Search code examples
pythonpdfsubprocesscorruptuudecode

Python Uudecode Call Corruption


I am working on extracting PDFs from SEC filings. They usually come like this:

SEC Filing Example

For whatever reason when I save the raw PDF to a .text file, and then try to run

uudecode -o output_file.pdf input_file.txt

from the python subprocess.call() function or any other python function that allows commands to be executed from the command line, the PDF files that are generated are corrupted. If I run this same command from the command line directly there is no corruption.

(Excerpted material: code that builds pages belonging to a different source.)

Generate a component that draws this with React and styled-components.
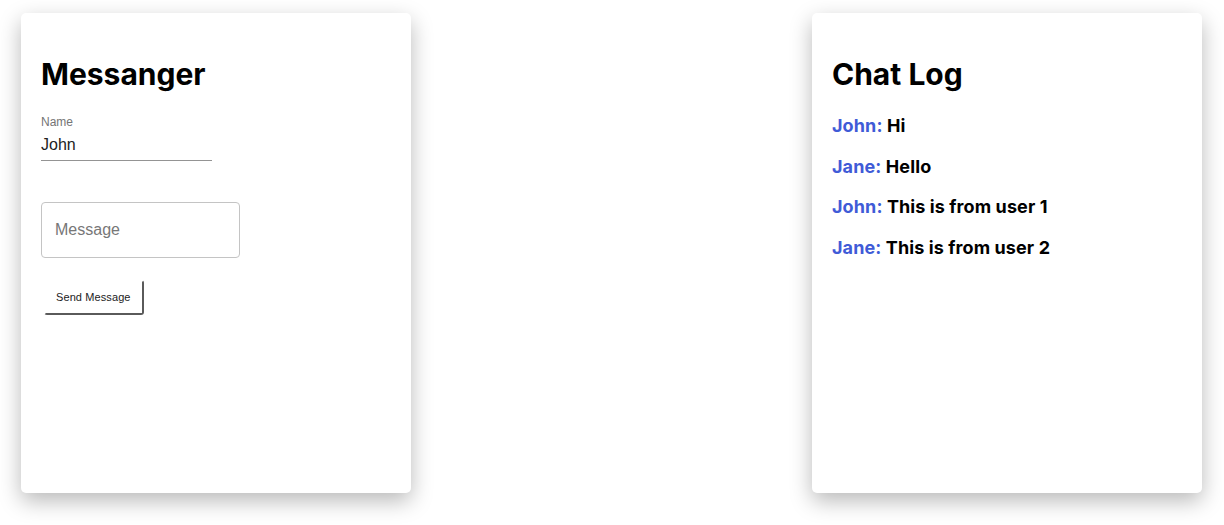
import React from "react"
import styled, { createGlobalStyle } from "styled-components"

const GlobalStyle = createGlobalStyle`
  body {
    margin: 0;
    background: #fff;
    font-family: Inter, "Liberation Sans", sans-serif;
  }
`

const Page = styled.div`
  display: flex;
  justify-content: space-between;
  align-items: flex-start;
  padding: 13px 22px 32px 21px;
`

const Card = styled.div`
  width: 390px;
  height: 480px;
  box-sizing: border-box;
  padding: 43px 20px 20px;
  background: #fff;
  border-radius: 5px;
  box-shadow: 0 8px 22px rgba(0, 0, 0, 0.28);
`

const Title = styled.h1`
  margin: 0;
  font-size: 30px;
  line-height: 36px;
  font-weight: 700;
  color: #000;
`

const Field = styled.div`
  display: flex;
  flex-direction: column;
  width: 171px;
  margin-top: 23px;
  border-bottom: 1px solid #949494;
  font-family: "Liberation Sans", Arial, sans-serif;
`

const Label = styled.label`
  font-size: 12px;
  line-height: 14px;
  color: #757575;
`

const TextInput = styled.input`
  border: none;
  outline: none;
  padding: 7px 0 6px;
  font-family: inherit;
  font-size: 16px;
  color: #222;
  background: transparent;
`

const MessageBox = styled.input`
  display: block;
  box-sizing: border-box;
  width: 199px;
  height: 56px;
  margin-top: 41px;
  padding: 0 13px;
  border: 1px solid #c4c4c4;
  border-radius: 4px;
  outline: none;
  font-family: "Liberation Sans", Arial, sans-serif;
  font-size: 16px;
  color: #222;

  &::placeholder {
    color: #777;
  }
`

const SendButton = styled.button`
  display: block;
  margin: 22px 0 0 3px;
  padding: 9px 11px 9px 10px;
  background: #fff;
  border: 2px solid;
  border-color: transparent #5a5a5a #5a5a5a transparent;
  border-radius: 3px;
  font-family: "Liberation Sans", Arial, sans-serif;
  font-size: 11px;
  line-height: 13px;
  letter-spacing: 0.1px;
  color: #222;
`

const LogList = styled.div`
  display: flex;
  flex-direction: column;
  gap: 18.7px;
  margin-top: 23px;
`

const LogLine = styled.p`
  margin: 0;
  font-size: 18px;
  line-height: 22px;
  font-weight: 700;
  letter-spacing: 0.1px;
  color: #000;
`

const Sender = styled.span`
  color: #3f5bd7;
`

const messages = [
  { from: "John", text: "Hi" },
  { from: "Jane", text: "Hello" },
  { from: "John", text: "This is from user 1" },
  { from: "Jane", text: "This is from user 2" },
]

const App = () => (
  <>
    <GlobalStyle />
    <Page>
      <Card>
        <Title>Messanger</Title>
        <Field>
          <Label>Name</Label>
          <TextInput defaultValue="John" />
        </Field>
        <MessageBox placeholder="Message" />
        <SendButton>Send Message</SendButton>
      </Card>

      <Card>
        <Title>Chat Log</Title>
        <LogList>
          {messages.map((m, i) => (
            <LogLine key={i}>
              <Sender>{m.from}:</Sender> {m.text}
            </LogLine>
          ))}
        </LogList>
      </Card>
    </Page>
  </>
)

export default App
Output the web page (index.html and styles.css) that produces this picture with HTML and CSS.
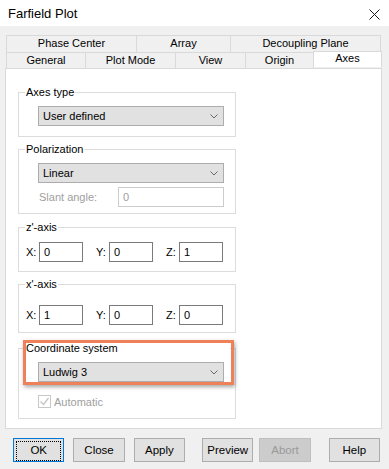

When taking a closer look at the PDF file being output from the python script, it looks like the file ends prematurely. Is there some sort of output limit when executing a command line command from python?

Thanks!


Solution

  • This script worked fine for me running under Python 3.4.1 on Fedora 21 x86_64 with uudecode 4.15.2:

    import subprocess
    subprocess.call("uudecode -o output_file.pdf input_file.txt", shell=True)
    

    Using the linked SEC filing (length: 173,141 B; sha1: e4f7fa2cbb3422411c2f2968d954d6bb9808b884), the decoded PDF (length: 124,557 B; sha1: 1676320e1d9923e14d19451c16688198bc93ca0d) appears correct when viewed.

    There may be something else in your environment causing the problem. You may want to add additional details to your question.

    Is there some sort of output limit when executing a command line command from python?

    If by "output limit" you mean the size of the file being written by uudecode, then no. The only type of "output limit" you need to worry about when using the subprocess module is when you pass stdout=PIPE or stderr=PIPE when creating a child process. If the child process writes enough data to either of these streams, and your script does not regularly drain them, the child process will block (see the subprocess module documentation). In my test, uudecode wrote nothing to stdout or stderr.